Federal agencies refuse records to oversight investigation of DOGE data access; GSA officials block physical inspection of converted offices and Starlink installation
The Washington Post reported on May 18, 2026 that multiple federal agencies are refusing to produce records for an active oversight investigation into how the Department of Government Efficiency (DOGE) obtained access to sensitive federal data and systems. At the General Services Administration, senior officials blocked investigators from examining at least six offices DOGE had converted into bedrooms and from inspecting Starlink satellite equipment installed at the agency. The pattern of refusal sits on top of a January 2026 dismantling of the executive branch's principal internal oversight infrastructure — the dismissal of 18 inspectors general and the heads of the Office of Special Counsel and Office of Government Ethics — which removed many of the watchdogs that would otherwise have compelled compliance.
Actors
- Trump Administration
- General Services Administration
The Washington Post's May 18, 2026 reporting documents an active pattern of federal-agency refusal to cooperate with an oversight investigation into the Department of Government Efficiency's access to government data and systems. According to the reporting, agencies have declined to produce records when asked, and at the General Services Administration specifically, senior officials prevented investigators from physically inspecting at least six former office spaces that DOGE had converted into living quarters and blocked inspection of Starlink satellite equipment that had been installed at the agency. The Senate Homeland Security and Governmental Affairs Committee's separate written report (cited above) reflects ongoing congressional concern about the scope of DOGE's data reach across federal systems.

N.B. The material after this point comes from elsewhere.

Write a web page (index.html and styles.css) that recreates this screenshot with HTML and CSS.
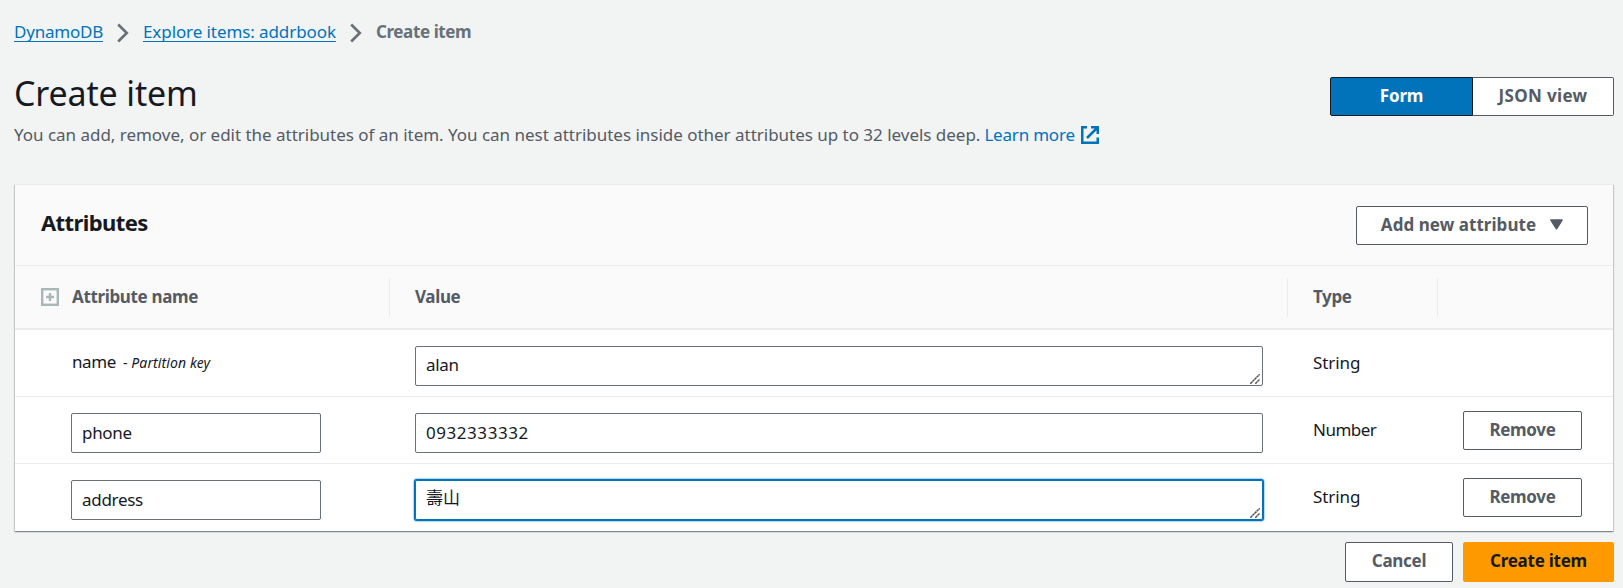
FILE: index.html
```
<!DOCTYPE html>
<html lang="en">
<head>
<meta charset="utf-8">
<title>Create item - DynamoDB</title>
<link rel="stylesheet" href="styles.css">
</head>
<body>
<nav class="breadcrumb">
  <a class="crumb crumb-db" href="#">DynamoDB</a>
  <svg class="chevron" width="12" height="20" viewBox="0 0 12 20"><path d="M1.2 1.5 9.8 10 1.2 18.5" fill="none" stroke="#687078" stroke-width="2.6"/></svg>
  <a class="crumb crumb-items" href="#">Explore items: addrbook</a>
  <svg class="chevron" width="12" height="20" viewBox="0 0 12 20"><path d="M1.2 1.5 9.8 10 1.2 18.5" fill="none" stroke="#687078" stroke-width="2.6"/></svg>
  <span class="current">Create item</span>
</nav>

<header class="page-header">
  <div>
    <h1 class="title">Create item</h1>
    <p class="description"><span>You can add, remove, or edit the attributes of an item. You can nest attributes inside other attributes up to 32 levels deep.</span>
      <a class="learn" href="#">Learn more</a>
      <svg width="18" height="18" viewBox="0 0 18 18" fill="none" stroke="#0073bb" stroke-width="2.5"><path d="M6 1.25H1.25v15.5h15.5V11.5"/><path d="M10 1.25h6.75V8M16.5 1.5 6 12"/></svg>
    </p>
  </div>
  <div class="segmented">
    <button class="segment selected">Form</button>
    <button class="segment view">JSON view</button>
  </div>
</header>

<section class="panel">
  <div class="panel-header">
    <h2 class="panel-title">Attributes</h2>
    <button class="button add">Add new attribute
      <svg width="13" height="11" viewBox="0 0 13 11"><path d="M1 1h11L6.5 9.7z" fill="#545b64" stroke="#545b64" stroke-width="1.6" stroke-linejoin="round"/></svg>
    </button>
  </div>
  <div class="row head">
    <div class="cell name-cell">
      <svg class="expand" width="18" height="18" viewBox="0 0 18 18" fill="none" stroke="#aab7b8"><rect x="1.2" y="1.2" width="15.6" height="15.6" stroke-width="2.4"/><path d="M9 5v8M5 9h8" stroke-width="2.4"/></svg>
      <span class="head-name">Attribute name</span>
    </div>
    <div class="cell">Value</div>
    <div class="cell">Type</div>
    <div class="cell"></div>
  </div>
  <div class="row">
    <div class="cell name-cell key"><span>name</span><small class="hint">- <i>Partition key</i></small></div>
    <div class="cell value"><div class="field area">alan<svg class="grip" width="10" height="10" viewBox="0 0 10 10"><path d="M.3 9.7 9.7.3M5.3 9.7 9.7 5.3" stroke="#555" stroke-width="1.5" stroke-dasharray="2.6 .4"/></svg></div></div>
    <div class="cell type">String</div>
    <div class="cell"></div>
  </div>
  <div class="row">
    <div class="cell name-cell"><div class="field">phone</div></div>
    <div class="cell value"><div class="field digits">0932333332</div></div>
    <div class="cell type number">Number</div>
    <div class="cell action"><button class="button remove">Remove</button></div>
  </div>
  <div class="row last">
    <div class="cell name-cell"><div class="field">address</div></div>
    <div class="cell value"><div class="field area focused"><span class="cjk">壽山</span><svg class="grip" width="10" height="10" viewBox="0 0 10 10"><path d="M.3 9.7 9.7.3M5.3 9.7 9.7 5.3" stroke="#555" stroke-width="1.5" stroke-dasharray="2.6 .4"/></svg></div></div>
    <div class="cell type">String</div>
    <div class="cell action"><button class="button remove">Remove</button></div>
  </div>
</section>

<footer class="actions">
  <button class="button cancel">Cancel</button>
  <button class="button primary">Create item</button>
</footer>
</body>
</html>
```
FILE: styles.css
```
* { box-sizing: border-box; }

body {
  margin: 0;
  padding: 20px 9px 0 14px;
  height: 588px;
  overflow: hidden;
  background: #f2f3f3;
  color: #16191f;
  font: 17px/24px "Noto Sans", "Noto Sans CJK TC", sans-serif;
}

h1, h2, p { margin: 0; }
svg { display: block; flex: none; }

.breadcrumb {
  display: flex;
  height: 53px;
}
.crumb {
  color: #0073bb;
  text-decoration: underline 1px;
  text-underline-offset: 3px;
  text-decoration-skip-ink: none;
}
.crumb-db { width: 89px; letter-spacing: -.22px; }
.crumb-items { width: 193px; letter-spacing: -.09px; }
.chevron { margin: 3px 14px 0; }
.current { color: #687078; font-weight: 700; letter-spacing: -.4px; }

.page-header {
  display: flex;
  justify-content: space-between;
  height: 112px;
}
.title {
  font-size: 34px;
  line-height: 40px;
  font-weight: 400;
  letter-spacing: -.15px;
}
.description {
  display: flex;
  margin-top: 10px;
  color: #545b64;
  letter-spacing: -.02px;
  white-space: nowrap;
}
.learn {
  margin: 0 6px 0 4px;
  color: #0073bb;
  text-decoration: none;
  letter-spacing: -.2px;
}
.description svg { margin-top: 3px; }

.segmented { display: flex; margin-top: 4px; }
.segment {
  height: 39px;
  padding: 0 0 2px;
  border: 1px solid #545b64;
  background: #fff;
  color: #545b64;
  font: 700 17px/24px "Noto Sans", sans-serif;
}
.selected {
  width: 143px;
  border-color: #16191f;
  border-radius: 2px 0 0 2px;
  background: #0073bb;
  color: #fff;
  letter-spacing: -.2px;
}
.view {
  width: 141px;
  border-left: 0;
  border-radius: 0 2px 2px 0;
  letter-spacing: .35px;
}

.panel {
  margin: -1px 0 0 1px;
  width: 1598px;
  height: 347px;
  background: #fff;
  border-top: 1px solid #eaeded;
  box-shadow: 0 1px 1px 0 rgba(0, 28, 36, .3), 1px 1px 1px 0 rgba(0, 28, 36, .15), -1px 1px 1px 0 rgba(0, 28, 36, .15);
}
.panel-header {
  display: flex;
  justify-content: space-between;
  height: 81px;
  padding: 21px 25px 0 26px;
  border-bottom: 1px solid #eaeded;
  background: #fafafa;
}
.panel-title {
  margin-top: 3px;
  font-size: 22px;
  line-height: 26px;
  font-weight: 700;
  letter-spacing: -.6px;
}

.button {
  display: flex;
  align-items: center;
  justify-content: center;
  height: 39px;
  padding: 0 0 2px;
  border: 1px solid #545b64;
  border-radius: 2px;
  background: #fff;
  color: #545b64;
  font: 700 17px/24px "Noto Sans", sans-serif;
}
.add { width: 232px; gap: 14px; letter-spacing: .05px; }
.remove { width: 119px; letter-spacing: -.3px; }
.cancel { width: 108px; height: 40px; letter-spacing: -.3px; }
.primary {
  width: 151px;
  height: 40px;
  border-color: #ff9900;
  background: #ff9900;
  color: #16191f;
  letter-spacing: -.25px;
}

.row {
  display: grid;
  grid-template-columns: 374px 898px 150px 176px;
  height: 67px;
  border-bottom: 1px solid #eaeded;
}
.last { border-bottom: 0; }
.cell { padding: 16px 24px 0 25px; }
.name-cell { padding-left: 56px; }
.value { padding-left: 26px; padding-right: 24px; }

.head {
  height: 64px;
  border-bottom-width: 2px;
  background: #fafafa;
  color: #545b64;
  font-weight: 700;
  align-items: center;
}
.head .cell {
  display: flex;
  align-items: center;
  height: 39px;
  padding-top: 0;
  border-left: 1px solid #eaeded;
  letter-spacing: -.35px;
}
.head .name-cell { padding-left: 26px; border-left: 0; }
.expand { margin-right: 13px; }

.field {
  position: relative;
  height: 40px;
  padding: 7px 10px 0;
  border: 1px solid #687078;
  border-radius: 2px;
  letter-spacing: -.3px;
}
.name-cell .field { width: 250px; }
.area { padding-top: 6px; }
.digits { letter-spacing: .55px; }
.focused {
  padding-top: 5px;
  border-color: #0073bb;
  box-shadow: 0 0 0 1px #0073bb, 0 0 2px 1px #0073bb;
}
.cjk { font: 400 17px/22px "Noto Sans CJK TC", sans-serif; letter-spacing: 0; }
.grip { position: absolute; right: 2px; bottom: 1px; }

.key { display: flex; padding-top: 20px; padding-left: 57px; letter-spacing: -.4px; }
.hint { margin-left: 7px; font-size: 14px; line-height: 26px; letter-spacing: .1px; }
.type { padding-top: 21px; padding-left: 26px; letter-spacing: -.1px; }
.number { letter-spacing: -.5px; }
.action { padding: 14px 0 0 26px; }

.actions {
  display: flex;
  justify-content: flex-end;
  gap: 10px;
  margin-top: 11px;
}
```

The obstruction sits in a particular context: in January 2026, the Trump administration dismissed 18 inspectors general across federal agencies, along with the heads of the Office of Special Counsel and the Office of Government Ethics. Those firings removed the principal internal-executive oversight bodies that ordinarily would have had authority to compel cooperation with this kind of investigation. The remaining oversight capacity — Government Accountability Office audits (see the Treasury source above), congressional committees, and surviving IGs — is what is currently being met with refusal.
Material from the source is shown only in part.